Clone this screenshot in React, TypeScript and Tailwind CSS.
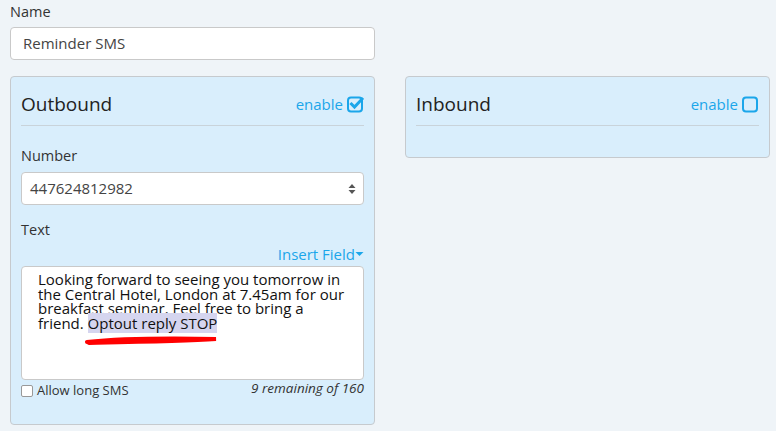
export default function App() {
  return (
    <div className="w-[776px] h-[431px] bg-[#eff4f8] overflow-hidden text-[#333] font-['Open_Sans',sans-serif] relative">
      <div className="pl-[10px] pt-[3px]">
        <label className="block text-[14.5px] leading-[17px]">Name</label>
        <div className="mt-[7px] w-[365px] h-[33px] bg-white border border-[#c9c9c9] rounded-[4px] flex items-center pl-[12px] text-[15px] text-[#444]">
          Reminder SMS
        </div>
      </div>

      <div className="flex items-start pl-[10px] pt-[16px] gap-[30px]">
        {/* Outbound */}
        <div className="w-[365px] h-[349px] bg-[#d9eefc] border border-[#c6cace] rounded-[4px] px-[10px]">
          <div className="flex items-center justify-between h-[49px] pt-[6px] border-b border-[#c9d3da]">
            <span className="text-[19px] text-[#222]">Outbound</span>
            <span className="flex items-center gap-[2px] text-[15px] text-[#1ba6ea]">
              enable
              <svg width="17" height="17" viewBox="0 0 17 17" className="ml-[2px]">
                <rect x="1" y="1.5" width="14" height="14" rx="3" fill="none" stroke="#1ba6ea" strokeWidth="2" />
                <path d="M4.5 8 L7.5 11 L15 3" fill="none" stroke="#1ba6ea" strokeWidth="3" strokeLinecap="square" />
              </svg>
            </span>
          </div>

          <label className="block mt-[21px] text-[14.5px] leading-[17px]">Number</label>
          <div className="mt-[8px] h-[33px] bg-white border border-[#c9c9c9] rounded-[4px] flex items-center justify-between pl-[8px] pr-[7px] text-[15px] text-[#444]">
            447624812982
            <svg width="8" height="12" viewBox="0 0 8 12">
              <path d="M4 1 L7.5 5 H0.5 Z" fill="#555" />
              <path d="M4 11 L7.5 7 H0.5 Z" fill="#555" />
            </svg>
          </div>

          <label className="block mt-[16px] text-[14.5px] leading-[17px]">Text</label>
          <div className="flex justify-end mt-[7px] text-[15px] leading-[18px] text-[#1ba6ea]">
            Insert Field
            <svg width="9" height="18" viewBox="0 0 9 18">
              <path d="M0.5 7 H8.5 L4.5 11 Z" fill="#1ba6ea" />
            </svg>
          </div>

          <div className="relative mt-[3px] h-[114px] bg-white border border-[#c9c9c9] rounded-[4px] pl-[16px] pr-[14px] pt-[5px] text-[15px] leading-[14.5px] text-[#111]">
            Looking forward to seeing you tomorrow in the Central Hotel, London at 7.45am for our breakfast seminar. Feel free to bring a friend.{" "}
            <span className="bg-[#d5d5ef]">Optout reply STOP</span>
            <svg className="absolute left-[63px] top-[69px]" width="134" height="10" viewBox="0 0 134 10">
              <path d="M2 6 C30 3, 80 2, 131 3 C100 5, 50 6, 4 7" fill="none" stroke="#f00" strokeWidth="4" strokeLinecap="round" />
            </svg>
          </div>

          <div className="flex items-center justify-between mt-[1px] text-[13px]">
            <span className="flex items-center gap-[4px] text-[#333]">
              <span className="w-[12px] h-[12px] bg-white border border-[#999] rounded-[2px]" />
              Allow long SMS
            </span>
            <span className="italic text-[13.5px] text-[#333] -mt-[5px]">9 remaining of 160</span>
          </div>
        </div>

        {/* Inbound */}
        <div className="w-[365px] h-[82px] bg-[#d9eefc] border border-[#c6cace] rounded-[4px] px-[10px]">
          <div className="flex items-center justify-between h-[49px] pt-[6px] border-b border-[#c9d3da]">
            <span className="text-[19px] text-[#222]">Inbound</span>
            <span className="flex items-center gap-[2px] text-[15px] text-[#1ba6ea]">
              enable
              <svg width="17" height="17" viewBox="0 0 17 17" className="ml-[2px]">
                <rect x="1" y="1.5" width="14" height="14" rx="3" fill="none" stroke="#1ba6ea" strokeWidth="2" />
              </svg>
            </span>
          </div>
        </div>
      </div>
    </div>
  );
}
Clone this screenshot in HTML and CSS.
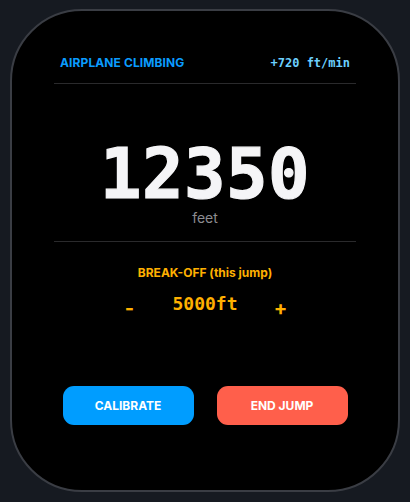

:::::

→ Request
Give every record again exactly, apart from the pictures, which stay out.

→ Solution
Clone this screenshot in React, TypeScript and Tailwind CSS.
export default function App() {
  return (
    <div className="w-[776px] h-[431px] bg-[#eff4f8] overflow-hidden text-[#333] font-['Open_Sans',sans-serif] relative">
      <div className="pl-[10px] pt-[3px]">
        <label className="block text-[14.5px] leading-[17px]">Name</label>
        <div className="mt-[7px] w-[365px] h-[33px] bg-white border border-[#c9c9c9] rounded-[4px] flex items-center pl-[12px] text-[15px] text-[#444]">
          Reminder SMS
        </div>
      </div>

      <div className="flex items-start pl-[10px] pt-[16px] gap-[30px]">
        {/* Outbound */}
        <div className="w-[365px] h-[349px] bg-[#d9eefc] border border-[#c6cace] rounded-[4px] px-[10px]">
          <div className="flex items-center justify-between h-[49px] pt-[6px] border-b border-[#c9d3da]">
            <span className="text-[19px] text-[#222]">Outbound</span>
            <span className="flex items-center gap-[2px] text-[15px] text-[#1ba6ea]">
              enable
              <svg width="17" height="17" viewBox="0 0 17 17" className="ml-[2px]">
                <rect x="1" y="1.5" width="14" height="14" rx="3" fill="none" stroke="#1ba6ea" strokeWidth="2" />
                <path d="M4.5 8 L7.5 11 L15 3" fill="none" stroke="#1ba6ea" strokeWidth="3" strokeLinecap="square" />
              </svg>
            </span>
          </div>

          <label className="block mt-[21px] text-[14.5px] leading-[17px]">Number</label>
          <div className="mt-[8px] h-[33px] bg-white border border-[#c9c9c9] rounded-[4px] flex items-center justify-between pl-[8px] pr-[7px] text-[15px] text-[#444]">
            447624812982
            <svg width="8" height="12" viewBox="0 0 8 12">
              <path d="M4 1 L7.5 5 H0.5 Z" fill="#555" />
              <path d="M4 11 L7.5 7 H0.5 Z" fill="#555" />
            </svg>
          </div>

          <label className="block mt-[16px] text-[14.5px] leading-[17px]">Text</label>
          <div className="flex justify-end mt-[7px] text-[15px] leading-[18px] text-[#1ba6ea]">
            Insert Field
            <svg width="9" height="18" viewBox="0 0 9 18">
              <path d="M0.5 7 H8.5 L4.5 11 Z" fill="#1ba6ea" />
            </svg>
          </div>

          <div className="relative mt-[3px] h-[114px] bg-white border border-[#c9c9c9] rounded-[4px] pl-[16px] pr-[14px] pt-[5px] text-[15px] leading-[14.5px] text-[#111]">
            Looking forward to seeing you tomorrow in the Central Hotel, London at 7.45am for our breakfast seminar. Feel free to bring a friend.{" "}
            <span className="bg-[#d5d5ef]">Optout reply STOP</span>
            <svg className="absolute left-[63px] top-[69px]" width="134" height="10" viewBox="0 0 134 10">
              <path d="M2 6 C30 3, 80 2, 131 3 C100 5, 50 6, 4 7" fill="none" stroke="#f00" strokeWidth="4" strokeLinecap="round" />
            </svg>
          </div>

          <div className="flex items-center justify-between mt-[1px] text-[13px]">
            <span className="flex items-center gap-[4px] text-[#333]">
              <span className="w-[12px] h-[12px] bg-white border border-[#999] rounded-[2px]" />
              Allow long SMS
            </span>
            <span className="italic text-[13.5px] text-[#333] -mt-[5px]">9 remaining of 160</span>
          </div>
        </div>

        {/* Inbound */}
        <div className="w-[365px] h-[82px] bg-[#d9eefc] border border-[#c6cace] rounded-[4px] px-[10px]">
          <div className="flex items-center justify-between h-[49px] pt-[6px] border-b border-[#c9d3da]">
            <span className="text-[19px] text-[#222]">Inbound</span>
            <span className="flex items-center gap-[2px] text-[15px] text-[#1ba6ea]">
              enable
              <svg width="17" height="17" viewBox="0 0 17 17" className="ml-[2px]">
                <rect x="1" y="1.5" width="14" height="14" rx="3" fill="none" stroke="#1ba6ea" strokeWidth="2" />
              </svg>
            </span>
          </div>
        </div>
      </div>
    </div>
  );
}
Clone this screenshot in HTML and CSS.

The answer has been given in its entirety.